Thanks to everyone who replied. Some great ideas and things to think about. Having this nest egg does give me many options - sometimes having too many options is stressful.
to paraphrase dory36 when i joined this forum and was first trying to come to grips with all these new possibilities: what a nice problem to have, he said.
i think a few things keep me from being bored. one is that i am easily amused and quick to laugh especially at myself. while i never took life all that seriously in the short-run, i have always worked to know myself and to understand the world in which i find myself, even at the risk of discovering things which i might not like or what might be just down right scary.

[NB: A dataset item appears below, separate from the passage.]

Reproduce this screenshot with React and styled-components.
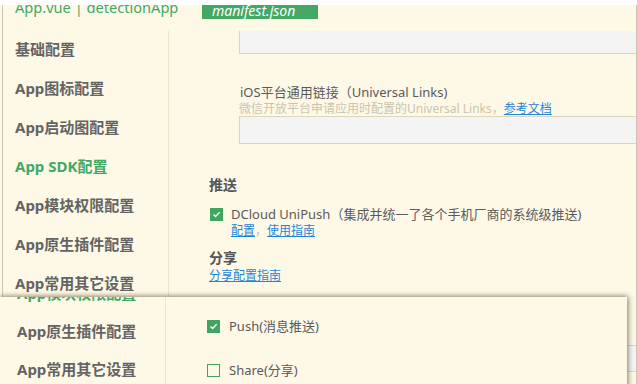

one of the things which makes me think that i would rather be dead than suffer alzheimer's (per a concurrent thread) is that then i would lose the ability to learn, to grow, to even question & to explore myself & this world. besides wanting to be here for mom, those are the things which have made my life worth living. well, that, the beer and the sex.
people get bored when they stop challenging themselves. maybe you are single and a good challenge would be developing an intimate relationship. maybe you have been in a bad marriage and a good challenge would be to see how you handle life solo.
i have been traveling vicariously through the pages of national geographic since i can remember, but i have yet to as much as run away from home. so the challenge i've set for myself in early retirement is a vagabond life. i don't mind saying that i'm scared. so i'm easing myself into it.
my first trip to the blue ridge mountains saw me running back home after just a few days away. my last trip to the smokey mountains kept me out of the house for almost 2 weeks. even though 9 days of that was with family, i'm still counting it as time on the road. next month i'm doing a road trip to new york during the height of hurricane season and this scares the hell out of me to abandon my house at this time.
but i gotta get myself used to the uncertainties if i ever want to take advantage of the possibilities. and even if the house gets hit while i'm away at least it won't be boring.